Analytical Outputs — With all four categories, it is helpful to think about the most common outputs a business analytics team is generating. These often include dashboards, reports, BI tooling data, ML training models, alerts/notifications, etc.

Analytical Pace — The analytical pace is the rate or frequency at which the analytics are queried. It is determined by how up-to-date the data needs to be in order to be useful. For example, if I want to generate a weekly revenue report, then a batch process on Friday afternoons is one possible analytical pace. If I want a dashboard full of continuously updating data, that would be another pace.

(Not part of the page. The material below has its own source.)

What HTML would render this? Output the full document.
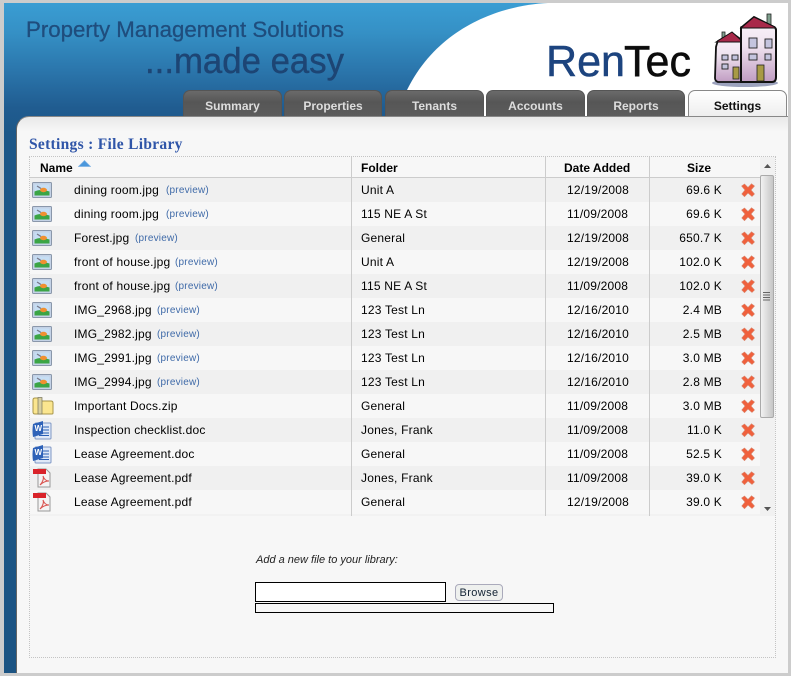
<!DOCTYPE html>
<html><head><meta charset="utf-8"><style>
html,body{margin:0;padding:0;background:#fff}
body{width:792px;height:677px;position:relative;overflow:hidden;font:12px "Liberation Sans",sans-serif;color:#000}
div,span,svg{position:absolute}
.tab{top:90px;width:97px;height:25px;border:1px solid #555;border-bottom:0;border-radius:7px 7px 0 0;box-sizing:content-box;background:linear-gradient(#6a6a6a,#565656 45%,#5c5c5c);color:#ddd;font-weight:bold;text-align:center;line-height:30px}
.r{left:30px;width:730px;height:24px}
.t{top:5px;line-height:14px;white-space:nowrap;letter-spacing:.2px}
.t.p{top:6px;font-size:10px;color:#3f6aa8;letter-spacing:.2px}
.h{top:161px;font-weight:bold;line-height:14px}
.l{top:157px;height:359px;width:1px;background:#ccc;z-index:3}
</style></head><body>
<svg width="0" height="0" style="left:0;top:0"><defs>
<symbol id="img" viewBox="0 0 20 16"><rect x=".5" y=".5" width="19" height="15" rx="1" fill="#c4d2e6" stroke="#8a97aa"/><rect x="2.500" y="2.500" width="15" height="11" fill="#c6def4"/><path d="M2.500 13.500V9.500c4-2 9-2 15 0v4z" fill="#3ba545"/><ellipse cx="11.500" cy="8" rx="3.500" ry="2.200" fill="#f09030"/><path d="M5 4l4 2.500" stroke="#778" stroke-width="1.300"/></symbol>
<symbol id="zip" viewBox="0 0 22 18"><path d="M1 3q0-2 2-2h4l2 3h10q2 0 2 2v10q0 1-1 1H3q-2 0-2-2z" fill="#fbe68f" stroke="#a8964a"/><rect x="6" y="0.500" width="4" height="16.500" fill="#d8d0a0" stroke="#77735a" stroke-width=".7"/></symbol>
<symbol id="doc" viewBox="0 0 20 20"><rect x="3" y="3" width="16" height="16" rx="1" fill="#dfe8f7" stroke="#7f97c4"/><path d="M11 7h6M11 10h6M7 13h10M7 15.500h10" stroke="#2a5fb5"/><path d="M1 4l10-3v13L1 17q-1-6 0-13z" fill="#2e62b8"/><text x="2.500" y="11" font-size="8" font-weight="bold" fill="#fff" font-family="Liberation Sans">W</text></symbol>
<symbol id="pdf" viewBox="0 0 18 20"><path d="M5 1h8l4 4v14H5z" fill="#f4f4f4" stroke="#999"/><rect x="0" y="1" width="13" height="5" fill="#d9232a"/><path d="M7 17c3-3 4-7 3-9 1 3 3 5 6 5-3 0-6 1-9 4z" fill="none" stroke="#d9534f" stroke-width="1.100"/></symbol>
<symbol id="x" viewBox="0 0 14 14"><path d="M3.500 1L7 4.500 10.500 .8 13.500 3 10 7l3.500 4-2.500 2.500L7 10l-3.500 3.700L.8 11 4 7 .6 3z" fill="#f0603c" stroke="#d9866e" stroke-width=".6"/></symbol>
</defs></svg>

<div style="left:0;top:0;width:791px;height:676px;background:#ccc"></div>
<div style="left:4px;top:3px;width:784px;height:670px;background:#fff"></div>
<div style="left:4px;top:3px;width:784px;height:670px;background:linear-gradient(#3a9dd3 0,#3590c5 30px,#2a74aa 70px,#205c90 105px,#1d5788 130px,#1c5483 100%)"></div>
<svg style="left:4px;top:3px" width="784" height="113"><path d="M544 0C500 2 435 22 403 87H784V0z" fill="#fff"/><rect x="470" y="87" width="314" height="26" fill="#fff"/></svg>

<svg style="left:0;top:0" width="792" height="116">
<text x="26" y="37" font-family="Liberation Sans" font-size="22" fill="#1f4d7d" stroke="#1f4d7d" stroke-width=".3" textLength="318" lengthAdjust="spacingAndGlyphs">Property Management Solutions</text>
<text x="145" y="73" font-family="Liberation Sans" font-size="36" fill="#1d4574" stroke="#1d4574" stroke-width=".4" textLength="199" lengthAdjust="spacingAndGlyphs">...made easy</text>
<defs><linearGradient id="bg" x1="0" y1="0" x2="0" y2="1"><stop offset="0" stop-color="#fbf6fb"/><stop offset=".45" stop-color="#efe3ef"/><stop offset="1" stop-color="#c09cc2"/></linearGradient></defs>
<text x="546" y="76" font-family="Liberation Sans" font-size="44" fill="#1d447f" stroke="#1d447f" stroke-width=".5" textLength="79" lengthAdjust="spacingAndGlyphs">Ren</text>
<text x="624" y="76" font-family="Liberation Sans" font-size="44" fill="#0c0c0c" stroke="#0c0c0c" stroke-width=".5" textLength="67" lengthAdjust="spacingAndGlyphs">Tec</text>
<ellipse cx="745" cy="83" rx="33" ry="4" fill="#9ca2bd"/>
<rect x="722" y="32" width="3" height="8" fill="#7fa08e" stroke="#222" stroke-width=".8"/>
<rect x="767" y="14" width="4" height="11" fill="#7fa08e" stroke="#222" stroke-width=".8"/>
<path d="M716 47q1-4 2-6l14-8 11 8v41h-25q-3-1-3-4z" fill="url(#bg)" stroke="#111" stroke-width="1.800"/>
<path d="M716 42l16-10 10 9v1H717z" fill="#a8294a" stroke="#111"/>
<path d="M741 28q0-1 1-1l12-10 20 10q2 1 2 3v47q0 5-4 5h-31z" fill="url(#bg)" stroke="#111" stroke-width="2"/>
<path d="M741 28l13-11 21 10v1z" fill="#a8294a" stroke="#111"/>
<g fill="#c4c4de" stroke="#222" stroke-width=".9">
<rect x="749" y="38" width="8" height="10"/><rect x="765" y="39" width="7" height="9"/>
<rect x="749" y="54" width="8" height="6"/><rect x="765" y="54" width="6" height="6"/>
<rect x="722" y="55" width="6" height="5"/><rect x="732" y="55" width="6" height="5"/><rect x="722" y="64" width="6" height="5"/></g>
<rect x="733" y="67" width="6" height="12" fill="#a89a45" stroke="#222" stroke-width=".8"/>
<rect x="757" y="65" width="7" height="16" fill="#a89a45" stroke="#222" stroke-width=".8"/>
</svg>

<div class="tab" style="left:183px">Summary</div>
<div class="tab" style="left:284px;width:96px">Properties</div>
<div class="tab" style="left:385px">Tenants</div>
<div class="tab" style="left:486px">Accounts</div>
<div class="tab" style="left:587px;width:96px">Reports</div>
<div class="tab" style="left:688px;background:linear-gradient(#fff,#eee);color:#111;border-color:#888">Settings</div>

<div style="left:16px;top:116px;width:772px;height:557px;background:linear-gradient(#e9e9e9,#f7f7f7 15px);border-top:1px solid #888;border-left:1px solid #666;border-top-left-radius:13px;box-sizing:border-box"></div>

<div style="left:29px;top:136px;font:bold 15.500px/18px 'Liberation Serif',serif;color:#2f55a8;letter-spacing:.3px">Settings : File Library</div>

<div style="left:29px;top:156px;width:747px;height:502px;border:1px dotted #c4c4c4;box-sizing:border-box"></div>
<div style="left:30px;top:177px;width:730px;height:1px;background:#ccc"></div>
<div class="l" style="left:351px"></div><div class="l" style="left:545px"></div><div class="l" style="left:649px"></div>
<div style="left:30px;top:514px;width:730px;height:2px;background:#f2f2f2"></div>

<div class="h" style="left:40px">Name</div>
<svg style="left:78px;top:160px" width="13" height="7"><path d="M6.500 .5L12.500 6.500H.5z" fill="#4a97dc" stroke="#7fb2e4" stroke-width=".7"/></svg>
<div class="h" style="left:361px">Folder</div>
<div class="h" style="left:564px">Date Added</div>
<div class="h" style="left:687px">Size</div>

<div class="r" style="top:178px;background:#f0f0f0"><svg style="left:2px;top:4px" width="20" height="16"><use href="#img"/></svg><span class="t" style="left:44px">dining room.jpg</span><span class="t p" style="left:136px">(preview)</span><span class="t" style="left:331px">Unit A</span><span class="t" style="left:537px">12/19/2008</span><span class="t" style="right:38px">69.6 K</span><svg style="left:711px;top:5px" width="14" height="14"><use href="#x"/></svg></div>
<div class="r" style="top:202px"><svg style="left:2px;top:4px" width="20" height="16"><use href="#img"/></svg><span class="t" style="left:44px">dining room.jpg</span><span class="t p" style="left:136px">(preview)</span><span class="t" style="left:331px">115 NE A St</span><span class="t" style="left:537px">11/09/2008</span><span class="t" style="right:38px">69.6 K</span><svg style="left:711px;top:5px" width="14" height="14"><use href="#x"/></svg></div>
<div class="r" style="top:226px;background:#f0f0f0"><svg style="left:2px;top:4px" width="20" height="16"><use href="#img"/></svg><span class="t" style="left:44px">Forest.jpg</span><span class="t p" style="left:105px">(preview)</span><span class="t" style="left:331px">General</span><span class="t" style="left:537px">12/19/2008</span><span class="t" style="right:38px">650.7 K</span><svg style="left:711px;top:5px" width="14" height="14"><use href="#x"/></svg></div>
<div class="r" style="top:250px"><svg style="left:2px;top:4px" width="20" height="16"><use href="#img"/></svg><span class="t" style="left:44px">front of house.jpg</span><span class="t p" style="left:145px">(preview)</span><span class="t" style="left:331px">Unit A</span><span class="t" style="left:537px">12/19/2008</span><span class="t" style="right:38px">102.0 K</span><svg style="left:711px;top:5px" width="14" height="14"><use href="#x"/></svg></div>
<div class="r" style="top:274px;background:#f0f0f0"><svg style="left:2px;top:4px" width="20" height="16"><use href="#img"/></svg><span class="t" style="left:44px">front of house.jpg</span><span class="t p" style="left:145px">(preview)</span><span class="t" style="left:331px">115 NE A St</span><span class="t" style="left:537px">11/09/2008</span><span class="t" style="right:38px">102.0 K</span><svg style="left:711px;top:5px" width="14" height="14"><use href="#x"/></svg></div>
<div class="r" style="top:298px"><svg style="left:2px;top:4px" width="20" height="16"><use href="#img"/></svg><span class="t" style="left:44px">IMG_2968.jpg</span><span class="t p" style="left:127px">(preview)</span><span class="t" style="left:331px">123 Test Ln</span><span class="t" style="left:537px">12/16/2010</span><span class="t" style="right:38px">2.4 MB</span><svg style="left:711px;top:5px" width="14" height="14"><use href="#x"/></svg></div>
<div class="r" style="top:322px;background:#f0f0f0"><svg style="left:2px;top:4px" width="20" height="16"><use href="#img"/></svg><span class="t" style="left:44px">IMG_2982.jpg</span><span class="t p" style="left:127px">(preview)</span><span class="t" style="left:331px">123 Test Ln</span><span class="t" style="left:537px">12/16/2010</span><span class="t" style="right:38px">2.5 MB</span><svg style="left:711px;top:5px" width="14" height="14"><use href="#x"/></svg></div>
<div class="r" style="top:346px"><svg style="left:2px;top:4px" width="20" height="16"><use href="#img"/></svg><span class="t" style="left:44px">IMG_2991.jpg</span><span class="t p" style="left:127px">(preview)</span><span class="t" style="left:331px">123 Test Ln</span><span class="t" style="left:537px">12/16/2010</span><span class="t" style="right:38px">3.0 MB</span><svg style="left:711px;top:5px" width="14" height="14"><use href="#x"/></svg></div>
<div class="r" style="top:370px;background:#f0f0f0"><svg style="left:2px;top:4px" width="20" height="16"><use href="#img"/></svg><span class="t" style="left:44px">IMG_2994.jpg</span><span class="t p" style="left:127px">(preview)</span><span class="t" style="left:331px">123 Test Ln</span><span class="t" style="left:537px">12/16/2010</span><span class="t" style="right:38px">2.8 MB</span><svg style="left:711px;top:5px" width="14" height="14"><use href="#x"/></svg></div>
<div class="r" style="top:394px"><svg style="left:2px;top:3px" width="22" height="18"><use href="#zip"/></svg><span class="t" style="left:44px">Important Docs.zip</span><span class="t" style="left:331px">General</span><span class="t" style="left:537px">11/09/2008</span><span class="t" style="right:38px">3.0 MB</span><svg style="left:711px;top:5px" width="14" height="14"><use href="#x"/></svg></div>
<div class="r" style="top:418px;background:#f0f0f0"><svg style="left:2px;top:2px" width="20" height="20"><use href="#doc"/></svg><span class="t" style="left:44px">Inspection checklist.doc</span><span class="t" style="left:331px">Jones, Frank</span><span class="t" style="left:537px">11/09/2008</span><span class="t" style="right:38px">11.0 K</span><svg style="left:711px;top:5px" width="14" height="14"><use href="#x"/></svg></div>
<div class="r" style="top:442px"><svg style="left:2px;top:2px" width="20" height="20"><use href="#doc"/></svg><span class="t" style="left:44px">Lease Agreement.doc</span><span class="t" style="left:331px">General</span><span class="t" style="left:537px">11/09/2008</span><span class="t" style="right:38px">52.5 K</span><svg style="left:711px;top:5px" width="14" height="14"><use href="#x"/></svg></div>
<div class="r" style="top:466px;background:#f0f0f0"><svg style="left:3px;top:2px" width="18" height="20"><use href="#pdf"/></svg><span class="t" style="left:44px">Lease Agreement.pdf</span><span class="t" style="left:331px">Jones, Frank</span><span class="t" style="left:537px">11/09/2008</span><span class="t" style="right:38px">39.0 K</span><svg style="left:711px;top:5px" width="14" height="14"><use href="#x"/></svg></div>
<div class="r" style="top:490px"><svg style="left:3px;top:2px" width="18" height="20"><use href="#pdf"/></svg><span class="t" style="left:44px">Lease Agreement.pdf</span><span class="t" style="left:331px">General</span><span class="t" style="left:537px">12/19/2008</span><span class="t" style="right:38px">39.0 K</span><svg style="left:711px;top:5px" width="14" height="14"><use href="#x"/></svg></div>

<div style="left:760px;top:157px;width:15px;height:359px;background:#f1f1f1"></div>
<svg style="left:760px;top:157px" width="15" height="359"><path d="M4 11l3.500-4 3.500 4z" fill="#555"/><path d="M4 350l3.500 4 3.500-4z" fill="#555"/></svg>
<div style="left:760px;top:175px;width:14px;height:243px;box-sizing:border-box;border:1px solid #aaa;border-radius:2px;background:linear-gradient(90deg,#f2f2f2,#dedede 45%,#c6c6c6)"></div>
<svg style="left:762px;top:291px" width="10" height="10"><path d="M1 1.500h7M1 4h7M1 6.500h7M1 9h7" stroke="#666"/></svg>

<div style="left:256px;top:553px;font-style:italic;font-size:11px;line-height:14px;color:#222">Add a new file to your library:</div>
<div style="left:255px;top:582px;width:191px;height:20px;box-sizing:border-box;border:1px solid #000;background:#fff"></div>
<div style="left:455px;top:584px;width:48px;height:17px;box-sizing:border-box;border:1px solid #aab;border-radius:4px;background:#eef0ee;text-align:center;font-size:11px;line-height:16px;letter-spacing:.4px;color:#123">Browse</div>
<div style="left:255px;top:603px;width:299px;height:10px;box-sizing:border-box;border:1px solid #000;background:#f7f7f7"></div>
</body></html>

And if I want to immediately fire off an alert to a product manager if the number of users interacting with a certain feature drops to zero, then that would be what is known as an ‘event drive’ pace.

An Analytics Architecture

Any framework for business analytics needs to ensure multiple key things are in place: scalability, repeatability/consistency, tooling for common automation, discoverability, access to data (now very easy with Everything as a Service), and security (discussed in Infrastructure).

The solution to achieving this is via Templates.

The best way to think about this is with an example:

Microservice Template— It will be common for analysts to have programs that they want to run on a schedule (say to generate a report once a day). For this report, they will want to pull data from a variety of sources, perform programmatic analysis, and generate an output (say an excel file that gets emailed to relevant stakeholders).

The Microservice Template is already configured for easily setting up automated runs on a schedule and might look something like this:

# microservice_template.py
import os
import requests

'''
This is our internal template for python scripts that run on a schedule.
In order to set up your cron, go to the Triggers view and set the time.
Once deployed, this script will automatically run on the given schedule
'''

# Discussed more in infra section
# Note, this is the CONSUMER_API_KEY discussed in the Services section.
# This key will is unique to each user who runs this script.
api_key = os.get('INTERNAL_API_KEY')

'''
Step 1) Pull in relevant data sources: see <internal_docs_url> for available
apis.
Step 2) Perform analysis
Step 3) Generate Output: see <internal_docs_url> for available apis.
'''

As an analyst, I can now provision a template, write code, interface with data sources (via EaaS), and easily deploy this application (discussed later). As an example output, here is a program that writes to a slack channel once a week with new social media follower counts might look like (pretend this is a data analyst for the NY Knicks):

# instagram_followers_to_slack.py
import os
import requests

'''
This is our internal template for python scripts that run on a schedule.
In order to set up your cron, go to the Triggers view and set the time.
Once deployed, this script will automatically run on the given schedule
'''

# Discussed more in infra section
# Note, this is the CONSUMER_API_KEY discussed in the services section.
# This key will be unique to each user who runs this script.
api_key = os.get('INTERNAL_API_KEY')

'''
Step 1) Pull in relevant data sources: see <internal_docs_url> for available
apis.
Step 2) Perform analysis
Step 3) Generate Output: see <internal_docs_url> for available apis.
'''

# Step 1 -- Pull Data from EaaS sources
instagram_followers = requests.get(f'api.knicks.io/instagram/get_follower_count?api_key={api_key}')
tik_tok_views = requests.get(f'api.knicks.io/tiktok/get_views?days=7&api_key={api_key}')
tweets = requests.get(f'api.knicks.io/twitter/tweet_count?days=7&api_key={api_key}')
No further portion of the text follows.